Interface markup and scripts
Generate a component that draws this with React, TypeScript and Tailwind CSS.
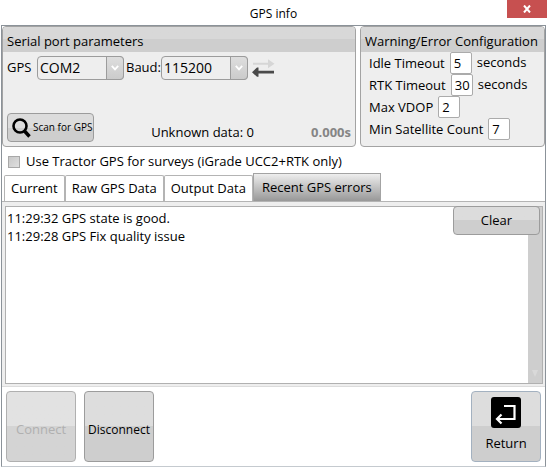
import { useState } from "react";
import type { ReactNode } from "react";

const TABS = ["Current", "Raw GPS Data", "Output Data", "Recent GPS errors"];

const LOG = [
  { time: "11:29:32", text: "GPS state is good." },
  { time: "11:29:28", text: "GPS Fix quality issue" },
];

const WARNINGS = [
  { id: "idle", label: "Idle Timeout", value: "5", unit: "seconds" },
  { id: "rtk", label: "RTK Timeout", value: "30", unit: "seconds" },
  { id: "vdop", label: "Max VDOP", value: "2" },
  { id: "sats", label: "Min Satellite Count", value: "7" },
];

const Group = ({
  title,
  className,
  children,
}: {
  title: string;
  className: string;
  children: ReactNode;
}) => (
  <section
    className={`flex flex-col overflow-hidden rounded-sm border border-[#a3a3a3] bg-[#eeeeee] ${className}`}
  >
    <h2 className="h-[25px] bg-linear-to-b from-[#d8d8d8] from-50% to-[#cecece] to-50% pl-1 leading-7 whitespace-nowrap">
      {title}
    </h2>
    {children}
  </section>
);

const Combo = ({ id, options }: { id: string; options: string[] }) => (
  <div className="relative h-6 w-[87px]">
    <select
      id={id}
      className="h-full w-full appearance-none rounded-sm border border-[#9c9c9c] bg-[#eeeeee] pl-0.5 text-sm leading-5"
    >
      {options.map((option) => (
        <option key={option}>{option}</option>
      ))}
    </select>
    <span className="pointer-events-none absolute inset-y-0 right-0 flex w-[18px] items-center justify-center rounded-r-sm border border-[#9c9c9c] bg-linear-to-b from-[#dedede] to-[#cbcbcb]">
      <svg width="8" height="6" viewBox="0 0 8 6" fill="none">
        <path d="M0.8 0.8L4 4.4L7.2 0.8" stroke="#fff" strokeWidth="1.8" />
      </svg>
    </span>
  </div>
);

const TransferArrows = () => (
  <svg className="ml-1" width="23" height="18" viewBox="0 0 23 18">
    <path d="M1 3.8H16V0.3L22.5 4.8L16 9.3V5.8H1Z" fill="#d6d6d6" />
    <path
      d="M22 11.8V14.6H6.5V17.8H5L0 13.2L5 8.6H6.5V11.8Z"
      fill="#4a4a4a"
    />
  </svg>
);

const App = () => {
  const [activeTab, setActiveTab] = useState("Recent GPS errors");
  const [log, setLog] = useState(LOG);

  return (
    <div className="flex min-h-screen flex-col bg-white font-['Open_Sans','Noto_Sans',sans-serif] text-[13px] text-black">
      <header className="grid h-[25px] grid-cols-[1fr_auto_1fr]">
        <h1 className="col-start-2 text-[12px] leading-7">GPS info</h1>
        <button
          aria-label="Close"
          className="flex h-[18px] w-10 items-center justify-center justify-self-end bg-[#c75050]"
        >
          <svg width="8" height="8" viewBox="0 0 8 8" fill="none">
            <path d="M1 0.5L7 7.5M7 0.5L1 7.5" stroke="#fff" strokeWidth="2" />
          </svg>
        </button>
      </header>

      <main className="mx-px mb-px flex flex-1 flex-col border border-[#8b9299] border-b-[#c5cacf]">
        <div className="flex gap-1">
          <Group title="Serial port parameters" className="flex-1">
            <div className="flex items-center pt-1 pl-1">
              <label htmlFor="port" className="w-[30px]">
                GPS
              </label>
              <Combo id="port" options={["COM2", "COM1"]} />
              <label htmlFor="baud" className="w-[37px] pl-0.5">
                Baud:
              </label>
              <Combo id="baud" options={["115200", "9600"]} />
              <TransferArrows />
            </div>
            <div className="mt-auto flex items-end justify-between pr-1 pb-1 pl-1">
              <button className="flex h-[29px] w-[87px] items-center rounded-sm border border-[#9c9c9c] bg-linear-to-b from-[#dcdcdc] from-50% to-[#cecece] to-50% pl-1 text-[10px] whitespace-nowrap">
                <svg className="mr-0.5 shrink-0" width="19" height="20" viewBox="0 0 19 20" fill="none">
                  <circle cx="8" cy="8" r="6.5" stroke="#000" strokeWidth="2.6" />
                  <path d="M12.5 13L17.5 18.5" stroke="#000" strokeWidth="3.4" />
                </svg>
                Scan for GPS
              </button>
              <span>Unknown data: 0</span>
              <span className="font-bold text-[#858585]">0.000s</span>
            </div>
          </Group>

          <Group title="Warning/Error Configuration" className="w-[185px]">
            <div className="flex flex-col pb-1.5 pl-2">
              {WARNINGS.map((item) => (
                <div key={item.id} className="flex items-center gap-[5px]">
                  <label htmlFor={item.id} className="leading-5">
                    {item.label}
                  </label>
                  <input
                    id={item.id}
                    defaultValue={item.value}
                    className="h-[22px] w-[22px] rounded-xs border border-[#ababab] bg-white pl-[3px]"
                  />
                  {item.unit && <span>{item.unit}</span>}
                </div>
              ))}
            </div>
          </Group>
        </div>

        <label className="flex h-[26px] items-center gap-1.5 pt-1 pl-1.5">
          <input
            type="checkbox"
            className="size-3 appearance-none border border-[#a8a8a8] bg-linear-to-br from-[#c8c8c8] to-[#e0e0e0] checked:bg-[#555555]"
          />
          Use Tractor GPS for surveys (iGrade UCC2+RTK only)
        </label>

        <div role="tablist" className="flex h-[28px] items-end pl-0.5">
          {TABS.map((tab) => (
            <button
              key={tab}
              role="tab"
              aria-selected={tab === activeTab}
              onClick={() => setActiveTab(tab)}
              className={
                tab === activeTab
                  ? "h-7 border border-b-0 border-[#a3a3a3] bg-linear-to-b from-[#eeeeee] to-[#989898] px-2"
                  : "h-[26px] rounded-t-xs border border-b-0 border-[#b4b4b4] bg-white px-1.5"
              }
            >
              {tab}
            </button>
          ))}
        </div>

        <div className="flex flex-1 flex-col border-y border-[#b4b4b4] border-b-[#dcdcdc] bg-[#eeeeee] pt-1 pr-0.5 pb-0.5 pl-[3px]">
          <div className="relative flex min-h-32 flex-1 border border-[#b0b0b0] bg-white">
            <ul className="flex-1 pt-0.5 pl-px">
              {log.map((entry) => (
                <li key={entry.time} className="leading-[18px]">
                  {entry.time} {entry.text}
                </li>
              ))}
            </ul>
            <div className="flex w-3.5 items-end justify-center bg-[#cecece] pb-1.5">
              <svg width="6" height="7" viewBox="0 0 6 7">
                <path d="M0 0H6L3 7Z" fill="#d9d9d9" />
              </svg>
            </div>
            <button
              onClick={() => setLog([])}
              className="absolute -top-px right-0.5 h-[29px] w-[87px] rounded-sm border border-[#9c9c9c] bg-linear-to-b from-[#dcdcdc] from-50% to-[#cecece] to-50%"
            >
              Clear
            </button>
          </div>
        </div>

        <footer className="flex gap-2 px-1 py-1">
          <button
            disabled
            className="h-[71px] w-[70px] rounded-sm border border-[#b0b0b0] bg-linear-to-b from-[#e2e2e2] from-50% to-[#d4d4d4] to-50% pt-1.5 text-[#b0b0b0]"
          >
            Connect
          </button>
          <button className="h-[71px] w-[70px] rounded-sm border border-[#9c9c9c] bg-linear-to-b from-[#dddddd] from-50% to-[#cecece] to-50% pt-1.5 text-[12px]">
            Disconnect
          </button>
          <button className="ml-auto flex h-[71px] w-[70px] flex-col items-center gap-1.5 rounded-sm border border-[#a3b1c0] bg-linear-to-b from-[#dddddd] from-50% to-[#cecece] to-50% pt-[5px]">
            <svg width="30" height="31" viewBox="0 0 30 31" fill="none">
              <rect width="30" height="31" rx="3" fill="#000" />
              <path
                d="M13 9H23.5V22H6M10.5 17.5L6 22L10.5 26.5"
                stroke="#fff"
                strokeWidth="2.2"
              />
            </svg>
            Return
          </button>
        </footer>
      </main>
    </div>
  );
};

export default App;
--
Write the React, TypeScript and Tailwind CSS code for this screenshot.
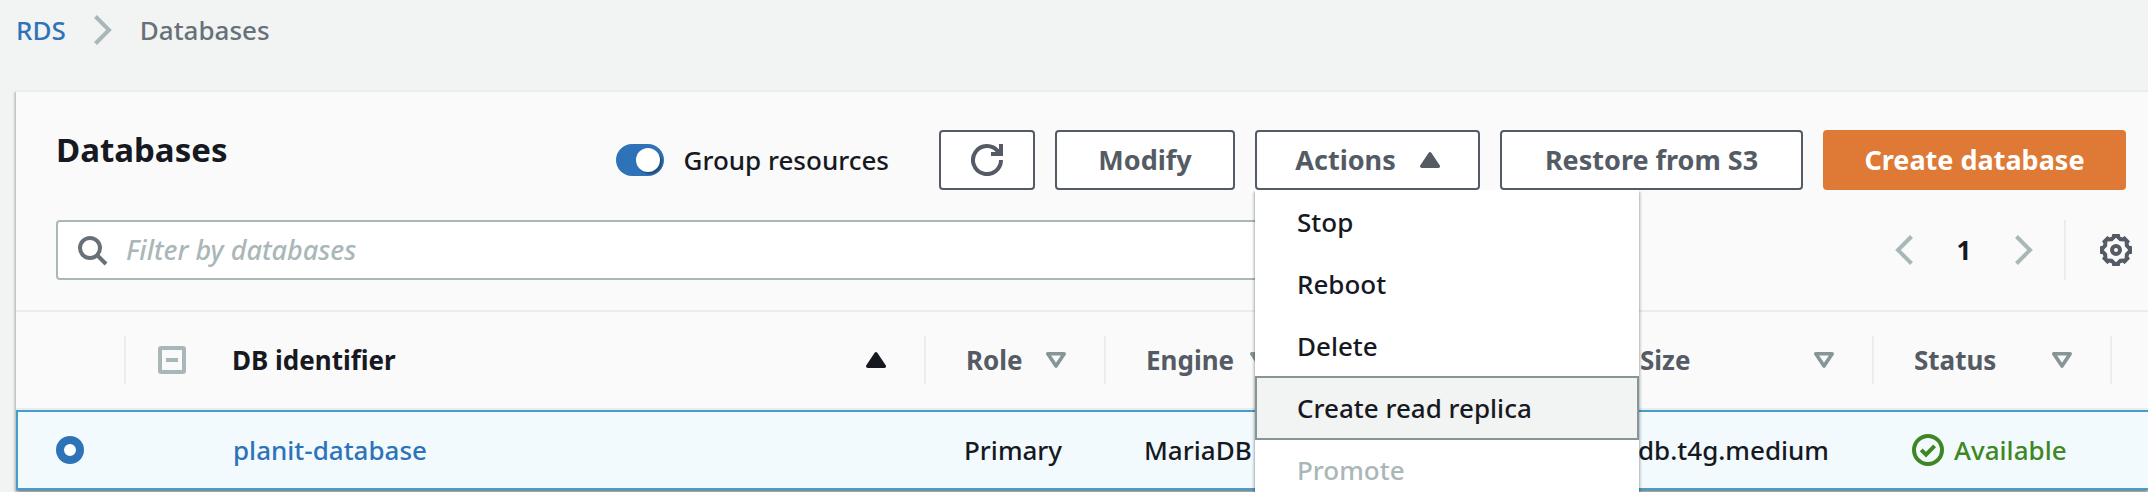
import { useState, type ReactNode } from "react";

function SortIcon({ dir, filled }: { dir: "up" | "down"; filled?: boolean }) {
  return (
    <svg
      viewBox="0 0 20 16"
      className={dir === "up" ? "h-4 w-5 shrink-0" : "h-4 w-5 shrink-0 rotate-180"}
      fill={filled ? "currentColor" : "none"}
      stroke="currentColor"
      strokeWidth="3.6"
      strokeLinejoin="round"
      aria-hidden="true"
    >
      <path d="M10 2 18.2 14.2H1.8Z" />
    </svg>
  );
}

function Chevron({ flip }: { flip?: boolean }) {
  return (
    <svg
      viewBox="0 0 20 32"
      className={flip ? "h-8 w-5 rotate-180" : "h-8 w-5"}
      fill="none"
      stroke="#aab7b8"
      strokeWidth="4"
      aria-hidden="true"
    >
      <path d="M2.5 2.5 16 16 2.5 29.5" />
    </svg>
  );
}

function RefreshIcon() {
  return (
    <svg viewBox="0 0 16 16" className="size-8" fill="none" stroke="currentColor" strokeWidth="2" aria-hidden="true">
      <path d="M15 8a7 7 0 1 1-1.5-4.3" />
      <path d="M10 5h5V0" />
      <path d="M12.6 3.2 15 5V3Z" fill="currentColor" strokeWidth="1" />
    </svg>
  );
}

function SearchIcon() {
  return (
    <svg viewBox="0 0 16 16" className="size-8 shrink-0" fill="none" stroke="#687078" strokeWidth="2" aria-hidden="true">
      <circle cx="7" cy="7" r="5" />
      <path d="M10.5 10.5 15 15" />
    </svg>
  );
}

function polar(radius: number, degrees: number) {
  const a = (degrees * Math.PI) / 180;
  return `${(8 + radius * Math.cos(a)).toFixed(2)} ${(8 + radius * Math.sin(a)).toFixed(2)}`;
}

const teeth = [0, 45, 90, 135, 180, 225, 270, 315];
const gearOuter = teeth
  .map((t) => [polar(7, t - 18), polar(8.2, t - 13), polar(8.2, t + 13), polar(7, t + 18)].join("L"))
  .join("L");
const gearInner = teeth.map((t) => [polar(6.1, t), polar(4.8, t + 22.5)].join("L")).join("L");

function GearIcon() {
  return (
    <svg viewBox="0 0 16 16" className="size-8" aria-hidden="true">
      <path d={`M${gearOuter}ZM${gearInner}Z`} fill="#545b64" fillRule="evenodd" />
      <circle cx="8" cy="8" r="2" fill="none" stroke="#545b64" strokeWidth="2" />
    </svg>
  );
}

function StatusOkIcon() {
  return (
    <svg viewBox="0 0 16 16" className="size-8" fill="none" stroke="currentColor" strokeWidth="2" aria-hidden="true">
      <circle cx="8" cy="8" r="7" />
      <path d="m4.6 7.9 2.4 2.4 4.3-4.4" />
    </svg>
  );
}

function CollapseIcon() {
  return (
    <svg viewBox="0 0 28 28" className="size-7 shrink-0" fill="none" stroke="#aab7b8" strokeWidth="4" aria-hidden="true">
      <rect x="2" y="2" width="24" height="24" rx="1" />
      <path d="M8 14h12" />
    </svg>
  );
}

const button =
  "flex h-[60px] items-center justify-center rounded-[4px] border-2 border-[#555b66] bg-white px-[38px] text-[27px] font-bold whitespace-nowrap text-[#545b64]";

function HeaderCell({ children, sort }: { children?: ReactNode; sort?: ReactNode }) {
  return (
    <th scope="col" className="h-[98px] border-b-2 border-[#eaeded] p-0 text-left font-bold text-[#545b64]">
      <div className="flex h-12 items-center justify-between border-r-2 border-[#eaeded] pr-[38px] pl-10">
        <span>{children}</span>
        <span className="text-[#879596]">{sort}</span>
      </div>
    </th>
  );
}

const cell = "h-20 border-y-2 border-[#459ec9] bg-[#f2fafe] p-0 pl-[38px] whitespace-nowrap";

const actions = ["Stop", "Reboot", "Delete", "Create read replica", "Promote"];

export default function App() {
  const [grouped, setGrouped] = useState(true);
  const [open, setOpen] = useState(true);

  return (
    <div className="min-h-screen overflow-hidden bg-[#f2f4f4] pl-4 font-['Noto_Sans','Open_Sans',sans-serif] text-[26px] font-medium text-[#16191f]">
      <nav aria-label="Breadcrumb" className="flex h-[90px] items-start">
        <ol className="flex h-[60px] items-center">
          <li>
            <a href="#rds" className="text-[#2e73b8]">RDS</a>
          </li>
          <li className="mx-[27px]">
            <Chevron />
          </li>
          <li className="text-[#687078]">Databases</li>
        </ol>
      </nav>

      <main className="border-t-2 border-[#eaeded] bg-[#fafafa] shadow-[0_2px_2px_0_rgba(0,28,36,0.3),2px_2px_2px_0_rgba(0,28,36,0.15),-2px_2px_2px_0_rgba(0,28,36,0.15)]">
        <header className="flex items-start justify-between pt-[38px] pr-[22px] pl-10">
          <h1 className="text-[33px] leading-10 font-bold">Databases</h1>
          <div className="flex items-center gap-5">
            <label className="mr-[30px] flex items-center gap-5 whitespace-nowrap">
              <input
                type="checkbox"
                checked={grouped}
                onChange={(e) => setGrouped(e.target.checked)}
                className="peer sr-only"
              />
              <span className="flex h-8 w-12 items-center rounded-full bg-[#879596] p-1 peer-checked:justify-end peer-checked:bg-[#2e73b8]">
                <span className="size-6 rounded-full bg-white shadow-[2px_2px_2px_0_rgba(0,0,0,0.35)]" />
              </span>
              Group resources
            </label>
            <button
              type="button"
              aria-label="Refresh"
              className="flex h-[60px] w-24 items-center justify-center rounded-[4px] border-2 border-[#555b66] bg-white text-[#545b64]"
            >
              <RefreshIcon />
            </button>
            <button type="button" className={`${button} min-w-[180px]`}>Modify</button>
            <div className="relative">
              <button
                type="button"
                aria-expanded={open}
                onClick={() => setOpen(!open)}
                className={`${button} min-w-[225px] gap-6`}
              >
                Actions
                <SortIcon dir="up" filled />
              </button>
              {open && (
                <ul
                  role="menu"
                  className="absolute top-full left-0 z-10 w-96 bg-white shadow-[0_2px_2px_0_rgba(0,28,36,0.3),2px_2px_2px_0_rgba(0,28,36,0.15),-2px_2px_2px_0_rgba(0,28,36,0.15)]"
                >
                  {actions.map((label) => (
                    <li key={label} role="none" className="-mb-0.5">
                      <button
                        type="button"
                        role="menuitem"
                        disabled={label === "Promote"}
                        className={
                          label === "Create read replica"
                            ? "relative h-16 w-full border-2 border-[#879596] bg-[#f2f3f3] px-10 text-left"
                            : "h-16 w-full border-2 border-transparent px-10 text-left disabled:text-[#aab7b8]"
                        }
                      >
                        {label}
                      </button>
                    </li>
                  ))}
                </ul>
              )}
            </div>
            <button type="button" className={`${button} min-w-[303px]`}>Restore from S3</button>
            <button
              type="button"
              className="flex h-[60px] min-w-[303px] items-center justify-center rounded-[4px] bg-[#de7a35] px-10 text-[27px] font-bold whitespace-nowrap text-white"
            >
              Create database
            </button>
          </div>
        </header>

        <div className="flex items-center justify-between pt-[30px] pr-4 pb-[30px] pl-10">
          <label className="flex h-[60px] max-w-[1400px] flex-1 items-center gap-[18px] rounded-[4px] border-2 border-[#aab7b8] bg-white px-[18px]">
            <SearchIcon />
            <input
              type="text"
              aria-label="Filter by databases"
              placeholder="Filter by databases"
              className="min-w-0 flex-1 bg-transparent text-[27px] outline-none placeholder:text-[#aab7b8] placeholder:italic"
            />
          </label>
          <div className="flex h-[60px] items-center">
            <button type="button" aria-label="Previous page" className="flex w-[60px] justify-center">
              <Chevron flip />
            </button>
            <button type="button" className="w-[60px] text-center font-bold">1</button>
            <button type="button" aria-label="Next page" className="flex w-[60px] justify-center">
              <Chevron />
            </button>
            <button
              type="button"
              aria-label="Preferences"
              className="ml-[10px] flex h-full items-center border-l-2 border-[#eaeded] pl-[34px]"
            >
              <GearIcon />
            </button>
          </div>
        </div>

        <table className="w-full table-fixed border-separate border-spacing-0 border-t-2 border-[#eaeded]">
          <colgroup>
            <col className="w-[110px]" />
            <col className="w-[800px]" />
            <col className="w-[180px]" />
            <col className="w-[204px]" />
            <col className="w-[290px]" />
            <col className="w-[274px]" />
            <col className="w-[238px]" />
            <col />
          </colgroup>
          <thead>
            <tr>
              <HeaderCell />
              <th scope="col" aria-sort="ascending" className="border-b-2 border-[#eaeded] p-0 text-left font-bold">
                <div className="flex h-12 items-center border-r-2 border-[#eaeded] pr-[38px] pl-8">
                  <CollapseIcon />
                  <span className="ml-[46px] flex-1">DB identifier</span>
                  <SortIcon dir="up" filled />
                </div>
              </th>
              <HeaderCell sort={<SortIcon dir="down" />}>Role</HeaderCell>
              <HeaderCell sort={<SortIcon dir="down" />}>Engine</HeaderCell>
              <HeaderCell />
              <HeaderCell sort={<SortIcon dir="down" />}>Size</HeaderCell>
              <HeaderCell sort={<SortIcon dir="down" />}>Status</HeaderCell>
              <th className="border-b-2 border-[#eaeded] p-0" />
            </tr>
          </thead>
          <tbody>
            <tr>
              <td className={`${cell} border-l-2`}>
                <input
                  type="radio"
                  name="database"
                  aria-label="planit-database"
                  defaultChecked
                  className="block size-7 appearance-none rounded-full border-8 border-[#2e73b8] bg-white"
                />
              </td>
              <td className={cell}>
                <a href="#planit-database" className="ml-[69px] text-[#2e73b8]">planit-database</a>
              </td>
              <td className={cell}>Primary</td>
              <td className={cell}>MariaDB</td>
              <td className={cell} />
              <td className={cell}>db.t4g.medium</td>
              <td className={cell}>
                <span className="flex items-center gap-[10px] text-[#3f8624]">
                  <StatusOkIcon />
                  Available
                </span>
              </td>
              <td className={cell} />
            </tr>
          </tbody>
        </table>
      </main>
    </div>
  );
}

▸ **WHAT NEEDS TO BE DONE**
Exactly the lines from the one with "Write the React, TypeScript" through the one with "useState, type ReactNode" are to be reproduced, and no pictures with them.

▸ **EXPECTED ANSWER**
Write the React, TypeScript and Tailwind CSS code for this screenshot.
import { useState, type ReactNode } from "react";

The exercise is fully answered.